• _WHAT YOU HAVE TO DO_
Reproduce the listing word for word, leaving every picture behind.

________________________________________

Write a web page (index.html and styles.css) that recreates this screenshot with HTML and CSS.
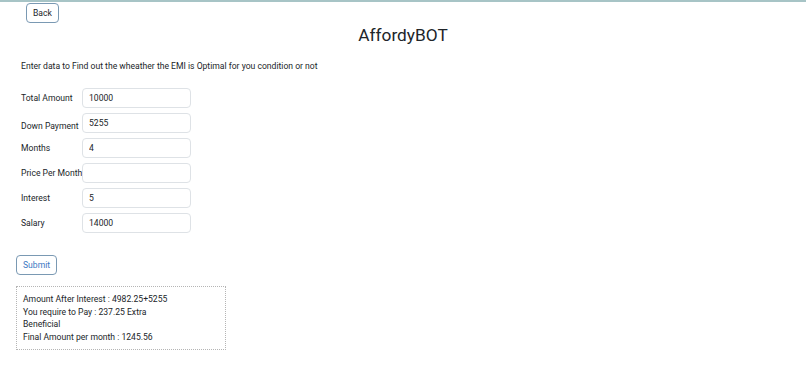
FILE: index.html
```html
<!DOCTYPE html>
<html lang="en">
<head>
    <title>AffordyBOT</title>
    <link rel="stylesheet" href="styles.css">
</head>
<body>
    <div class="top-bar">
        <div class="back-cell">
            <button class="btn btn--back">Back</button>
        </div>
        <h1 class="title">AffordyBOT</h1>
        <div></div>
    </div>
    <div class="main-container">
        <p class="intro">Enter data to Find out the wheather the EMI is Optimal for you condition or not</p>
        <div class="form">
            <div class="form-row">
                <label class="form-label">Total Amount</label>
                <input type="text" class="text-input" value="10000">
            </div>
            <div class="form-row form-row--low">
                <label class="form-label">Down Payment</label>
                <input type="text" class="text-input" value="5255">
            </div>
            <div class="form-row">
                <label class="form-label">Months</label>
                <input type="text" class="text-input" value="4">
            </div>
            <div class="form-row">
                <label class="form-label">Price Per Month</label>
                <input type="text" class="text-input" value="">
            </div>
            <div class="form-row">
                <label class="form-label">Interest</label>
                <input type="text" class="text-input" value="5">
            </div>
            <div class="form-row">
                <label class="form-label">Salary</label>
                <input type="text" class="text-input" value="14000">
            </div>
        </div>
        <button class="btn btn--submit">Submit</button>
        <div class="result">
            <div>Amount After Interest : 4982.25+5255</div>
            <div>You require to Pay : 237.25 Extra</div>
            <div>Beneficial</div>
            <div>Final Amount per month : 1245.56</div>
        </div>
    </div>
</body>
</html>
```

FILE: styles.css
```css
:root {
    --border-radius: 4px;
    --font: Roboto, "Liberation Sans", sans-serif;
}

body{
    margin: 0;
    border-top: 2px solid #a7c4c6;
    font-family: var(--font);
    font-size: 8.6px;
    color: #212529;
}

.top-bar{
    display: grid;
    grid-template-columns: 1fr auto 1fr;
    align-items: start;
}

.back-cell{
    padding: 1px 0 0 26px;
}

.title{
    margin: 19px 0 0 0;
    font-size: 17.3px;
    font-weight: 400;
    line-height: 28px;
}

.btn{
    background-color: #ffffff;
    border: 1px solid #7a99b3;
    border-radius: var(--border-radius);
    font-family: var(--font);
    font-size: 8.6px;
    padding: 0 6px;
    height: 20px;
}

.btn--back{
    color: #212529;
}

.btn--submit{
    color: #3b78c2;
    margin-top: 17px;
}

.main-container{
    padding: 0 16px;
}

.intro{
    margin: 10px 0 15px 5px;
    line-height: 14px;
}

.form{
    margin-left: 5px;
}

.form-row{
    display: flex;
    align-items: center;
    height: 19px;
    margin-bottom: 6px;
}

.form-row--low .form-label{
    padding-top: 6px;
}

.form-label{
    width: 61px;
    white-space: nowrap;
}

.text-input{
    box-sizing: border-box;
    width: 109px;
    height: 20px;
    border: 1px solid #dee2e6;
    border-radius: var(--border-radius);
    padding: 0 6px;
    font-family: var(--font);
    font-size: 8.6px;
    color: #212529;
}

.result{
    margin-top: 11px;
    width: 210px;
    box-sizing: border-box;
    border: 1px dotted #b5b5b5;
    padding: 6px;
    line-height: 12.6px;
}
```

________________________________________

• _FULL SOLUTION_
Write a web page (index.html and styles.css) that recreates this screenshot with HTML and CSS.
FILE: index.html
```html
<!DOCTYPE html>
<html lang="en">
<head>
    <title>AffordyBOT</title>
    <link rel="stylesheet" href="styles.css">
</head>
<body>
    <div class="top-bar">
        <div class="back-cell">
            <button class="btn btn--back">Back</button>
        </div>
        <h1 class="title">AffordyBOT</h1>
        <div></div>
    </div>
    <div class="main-container">
        <p class="intro">Enter data to Find out the wheather the EMI is Optimal for you condition or not</p>
        <div class="form">
            <div class="form-row">
                <label class="form-label">Total Amount</label>
                <input type="text" class="text-input" value="10000">
            </div>
            <div class="form-row form-row--low">
                <label class="form-label">Down Payment</label>
                <input type="text" class="text-input" value="5255">
            </div>
            <div class="form-row">
                <label class="form-label">Months</label>
                <input type="text" class="text-input" value="4">
            </div>
            <div class="form-row">
                <label class="form-label">Price Per Month</label>
                <input type="text" class="text-input" value="">
            </div>
            <div class="form-row">
                <label class="form-label">Interest</label>
                <input type="text" class="text-input" value="5">
            </div>
            <div class="form-row">
                <label class="form-label">Salary</label>
                <input type="text" class="text-input" value="14000">
            </div>
        </div>
        <button class="btn btn--submit">Submit</button>
        <div class="result">
            <div>Amount After Interest : 4982.25+5255</div>
            <div>You require to Pay : 237.25 Extra</div>
            <div>Beneficial</div>
            <div>Final Amount per month : 1245.56</div>
        </div>
    </div>
</body>
</html>
```

FILE: styles.css
```css
:root {
    --border-radius: 4px;
    --font: Roboto, "Liberation Sans", sans-serif;
}

body{
    margin: 0;
    border-top: 2px solid #a7c4c6;
    font-family: var(--font);
    font-size: 8.6px;
    color: #212529;
}

.top-bar{
    display: grid;
    grid-template-columns: 1fr auto 1fr;
    align-items: start;
}

.back-cell{
    padding: 1px 0 0 26px;
}

.title{
    margin: 19px 0 0 0;
    font-size: 17.3px;
    font-weight: 400;
    line-height: 28px;
}

.btn{
    background-color: #ffffff;
    border: 1px solid #7a99b3;
    border-radius: var(--border-radius);
    font-family: var(--font);
    font-size: 8.6px;
    padding: 0 6px;
    height: 20px;
}

.btn--back{
    color: #212529;
}

.btn--submit{
    color: #3b78c2;
    margin-top: 17px;
}

.main-container{
    padding: 0 16px;
}

.intro{
    margin: 10px 0 15px 5px;
    line-height: 14px;
}

.form{
    margin-left: 5px;
}

.form-row{
    display: flex;
    align-items: center;
    height: 19px;
    margin-bottom: 6px;
}

.form-row--low .form-label{
    padding-top: 6px;
}

.form-label{
    width: 61px;
    white-space: nowrap;
}

.text-input{
    box-sizing: border-box;
    width: 109px;
    height: 20px;
    border: 1px solid #dee2e6;
    border-radius: var(--border-radius);
    padding: 0 6px;
    font-family: var(--font);
    font-size: 8.6px;
    color: #212529;
}

.result{
    margin-top: 11px;
    width: 210px;
    box-sizing: border-box;
    border: 1px dotted #b5b5b5;
    padding: 6px;
    line-height: 12.6px;
}
```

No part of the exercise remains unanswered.